Angst scheint das elementare Lebensgefül in Tsamakia zu sein. Dazu tragen auch die Nachrichten aus Moria bei. Man stehe im ständigen telefonischen Kontakt, versichern viele. Freunde berichten von Schwierigkeiten, einen Asylantrag stellen zu dürfen. Sie berichten auch darüber, dass sich Pakistaner in einem besonderen Teil des Lagers aufhalten müssen. Dorthin seien seit Montag erneut an die hundert Flüchtlinge gebracht worden, um von dort in die Türkei zurückführt zu werden. Am Sonntagabend soll sich ein junger Pakistaner, der für den Rückführungstransport vorgesehen war, die Pulsadern aufgeschnitten haben. Er kam ins Krankenhaus. Er würde auch lieber sterben, als in die Türkei zurückkehren, sagt der kaum zwanzigjährige Rehan aus Lahore. Er sei erst am 31. März auf Lesbos angekommen. Auf eine Registrierung habe er verzichtet. Er wollte sich nicht der Gefahr aussetzten, umgehend in die Türkei zurückgeführt zu werden. Um bis hierher zu gelangen, habe seine Familie fast alles was sie besaß verkauft. An die 6.000 Dollar musste er den Schleusern zahlen. Einen Monat sei er unterwegs gewesen. Immer wieder ist ihm versichert worden, man werde ihn bis nach Deutschland bringen. Wenn er gewusst hätte, dass die Grenzen geschlossen sind, dann hätte er sich nicht auf dem Weg gemacht.

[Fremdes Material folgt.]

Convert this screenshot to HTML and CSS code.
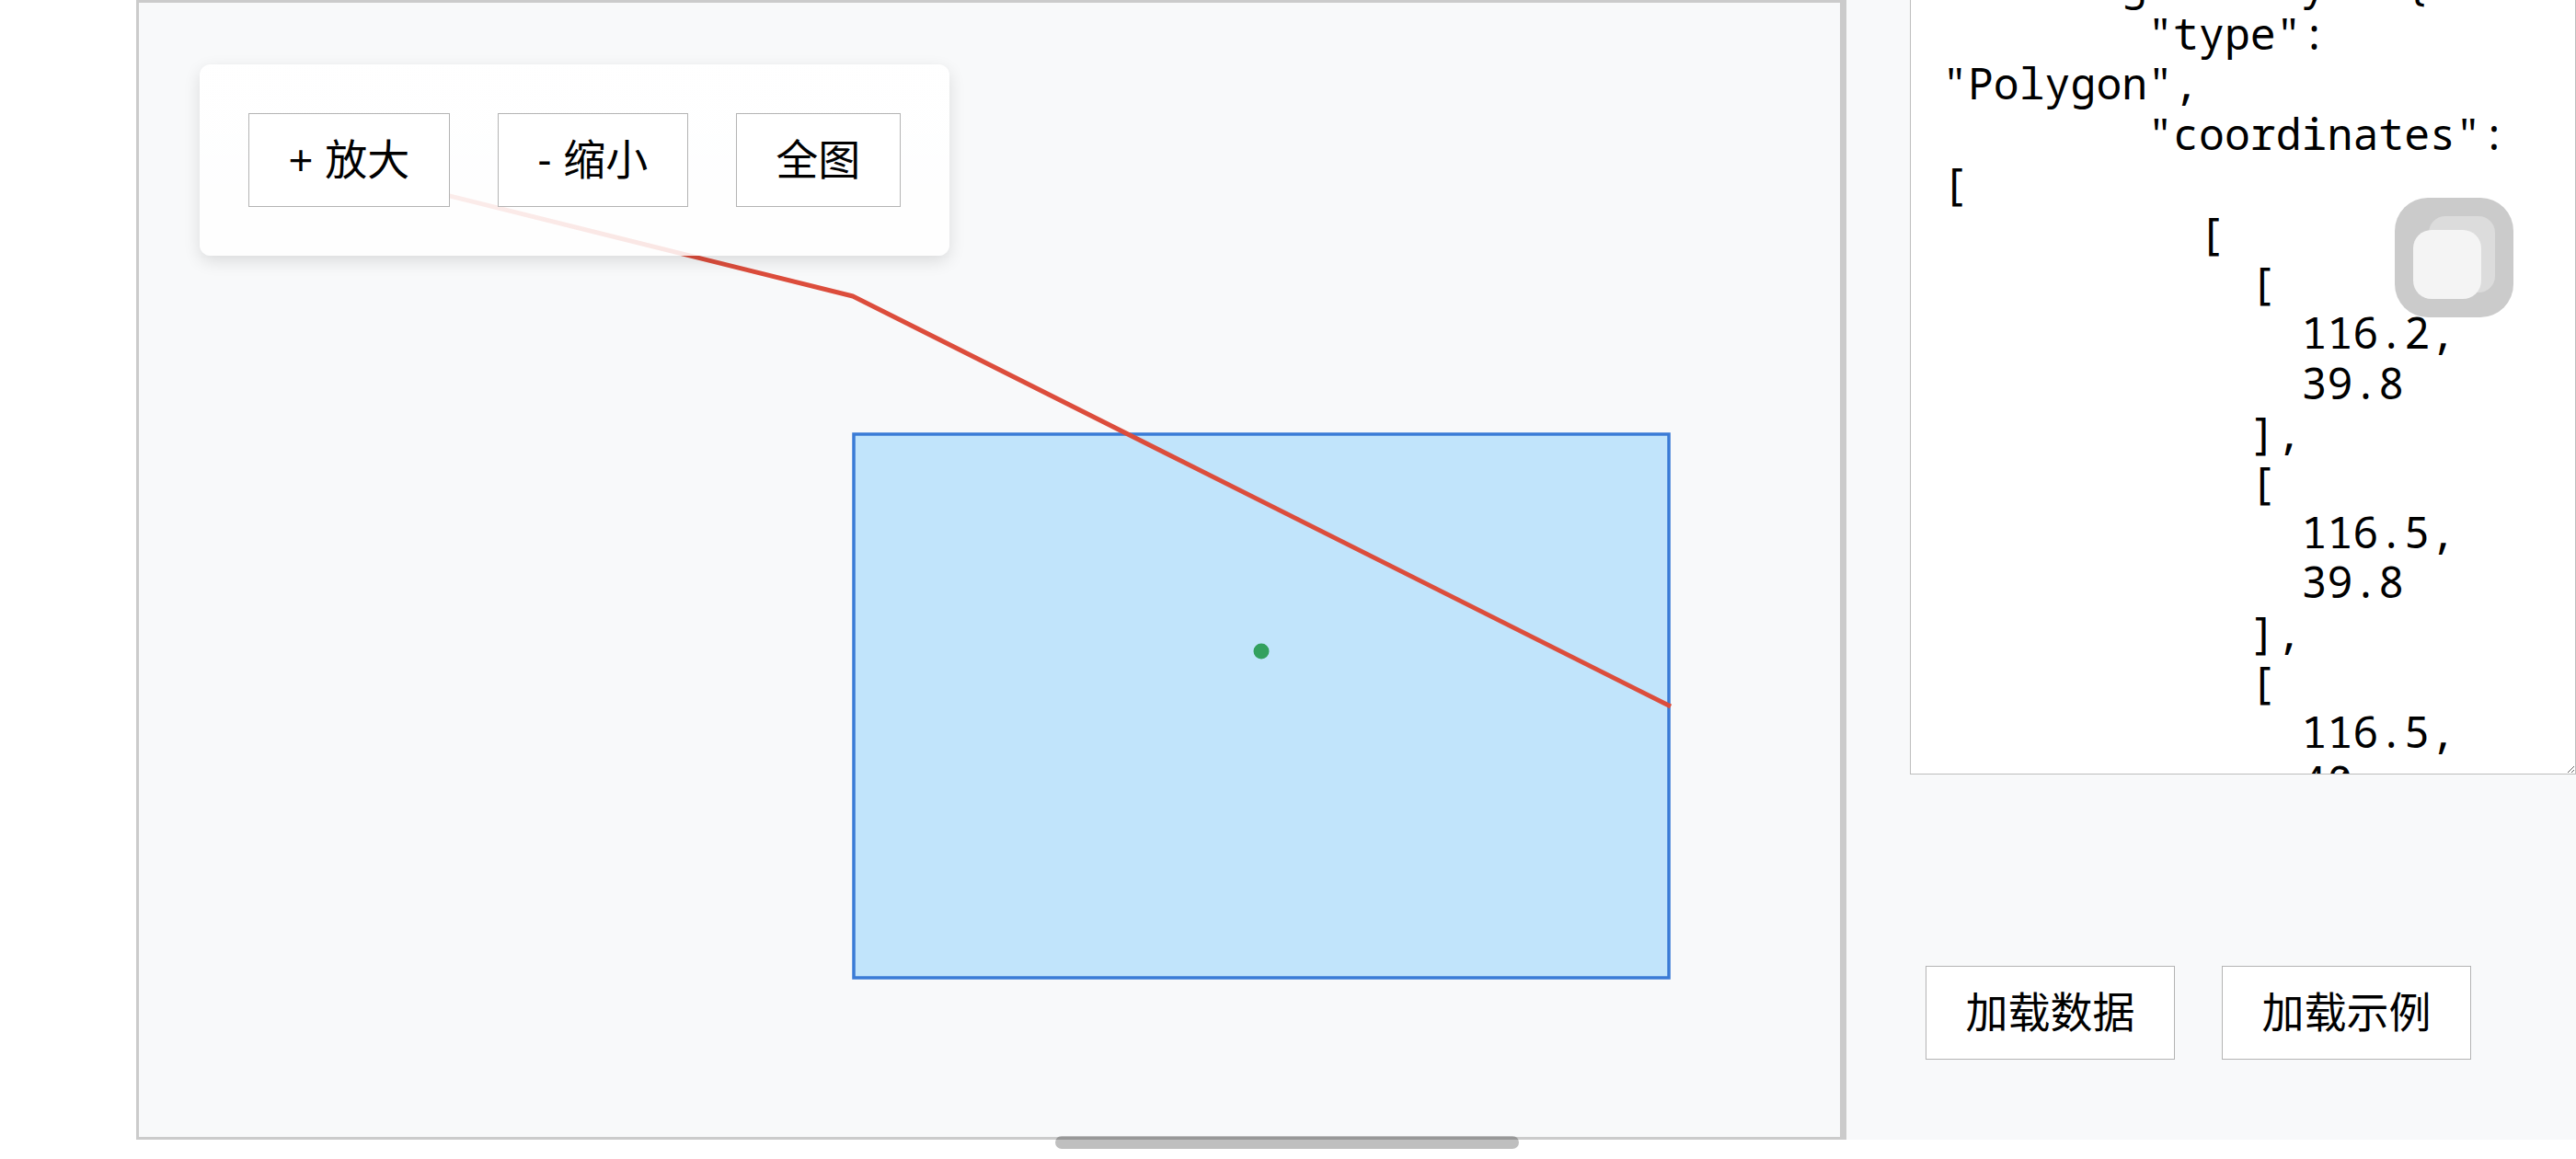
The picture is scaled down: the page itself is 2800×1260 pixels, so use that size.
FILE: index.html
```html
<!DOCTYPE html>
<html lang="zh-CN">
<head>
<meta charset="utf-8">
<title>GeoJSON 查看器</title>
<link rel="stylesheet" href="styles.css">
</head>
<body>
<div class="app">
  <div class="map">
    <svg class="map-canvas" viewBox="151 3 1849 1233" preserveAspectRatio="none" xmlns="http://www.w3.org/2000/svg">
      <rect class="poly" x="928" y="472" width="886" height="591"/>
      <polyline class="route" points="334,174.5 927,322 1816,768"/>
      <circle class="pt" cx="1371" cy="708" r="8.5"/>
    </svg>
    <div class="toolbar">
      <button class="btn">+ 放大</button>
      <button class="btn">- 缩小</button>
      <button class="btn">全图</button>
    </div>
  </div>
  <div class="splitter"></div>
  <div class="panel">
    <textarea class="json" spellcheck="false">      "geometry": {
        "type": "Polygon",
        "coordinates": [
          [
            [
              116.2,
              39.8
            ],
            [
              116.5,
              39.8
            ],
            [
              116.5,
              40
            ],
            [
              116.2,
              40
            ],
            [
              116.2,
              39.8
            ]
          ]
        ]
      },
      "properties": {}
    }
  ]
}</textarea>
    <div class="actions">
      <button class="btn">加载数据</button>
      <button class="btn">加载示例</button>
    </div>
    <div class="touch"><span class="touch-back"></span><span class="touch-front"></span></div>
  </div>
  <div class="hscroll"></div>
</div>
</body>
</html>
```

FILE: styles.css
```css
html, body {
  margin: 0;
  padding: 0;
}

body {
  width: 2800px;
  height: 1260px;
  overflow: hidden;
  background: #ffffff;
  font-family: "Liberation Sans", "Noto Sans CJK SC", sans-serif;
}

.app {
  position: relative;
  display: flex;
  height: 1239px;
  padding-left: 148px;
}

.map {
  position: relative;
  flex: 0 0 1855px;
  box-sizing: border-box;
  height: 1239px;
  border: 3px solid #cbcbcb;
  background: #f8f9fa;
  overflow: hidden;
}

.map-canvas {
  position: absolute;
  left: 0;
  top: 0;
  width: 1849px;
  height: 1233px;
}

.poly {
  fill: #c1e4fb;
  stroke: #3a7bd6;
  stroke-width: 3.5;
}

.route {
  fill: none;
  stroke: #dc4d3c;
  stroke-width: 5;
  stroke-linejoin: round;
}

.pt {
  fill: #33a05e;
}

.toolbar {
  position: absolute;
  left: 66px;
  top: 67px;
  display: flex;
  gap: 52px;
  padding: 53px;
  border-radius: 12px;
  background: linear-gradient(rgba(255, 255, 255, 0.97), rgba(255, 255, 255, 0.86));
  box-shadow: 0 6px 18px rgba(0, 0, 0, 0.12);
}

.btn {
  box-sizing: border-box;
  height: 102px;
  padding: 0 42.5px;
  margin: 0;
  border: 1px solid #b4b4b4;
  border-radius: 0;
  background: #ffffff;
  color: #000000;
  font-family: "Liberation Sans", "Noto Sans CJK SC", sans-serif;
  font-size: 46px;
  line-height: 1;
  white-space: nowrap;
}

.splitter {
  flex: 0 0 4px;
  background: #cbcbcb;
}

.panel {
  position: relative;
  flex: 1;
  display: flex;
  flex-direction: column;
  box-sizing: border-box;
  height: 1239px;
  padding: 0 0 87px 69px;
  background: #f8f9fa;
  overflow: hidden;
}

.json {
  flex: none;
  box-sizing: border-box;
  width: 724px;
  height: 923px;
  margin: -81px 0 0 0;
  padding: 35px 48px 35px 34px;
  border: 1px solid #bdbdbd;
  background: #ffffff;
  color: #000000;
  font-family: "Noto Sans Mono", "DejaVu Sans Mono", monospace;
  font-size: 46.5px;
  line-height: 54.2px;
  overflow: hidden;
  resize: both;
  outline: none;
}

.actions {
  margin-top: auto;
  display: flex;
  gap: 51px;
  padding-left: 17px;
}

.touch {
  position: absolute;
  left: 596px;
  top: 215px;
  width: 129px;
  height: 130px;
  border-radius: 36px;
  background: #cbcbcb;
  filter: blur(0.6px);
}

.touch-back {
  position: absolute;
  left: 37px;
  top: 20px;
  width: 72px;
  height: 83px;
  border-radius: 18px;
  background: #dcdcdc;
}

.touch-front {
  position: absolute;
  left: 20px;
  top: 35px;
  width: 74px;
  height: 75px;
  border-radius: 20px;
  background: #f4f4f4;
}

.hscroll {
  position: absolute;
  left: 1147px;
  top: 1235px;
  width: 504px;
  height: 14px;
  border-radius: 7px;
  background: rgba(0, 0, 0, 0.25);
}
```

Der Strom der Flüchtlinge nach Lesbos reist nicht ab. Am Dienstagmorgen informiert die Polizei, dass in den letzten 24 Stunden 187 Migranten nach Lesbos gekommen sind. Sie wurden direkt zum Lager Moria gebracht. Auch der Student Ferhan erzählt eine ähnliche Geschichte. Fast beiläufig sagt er am Ende, entweder man werde in Europa bleiben dürfen oder man bringe sich um. Viele der Umstehenden wiederholen diese Worte.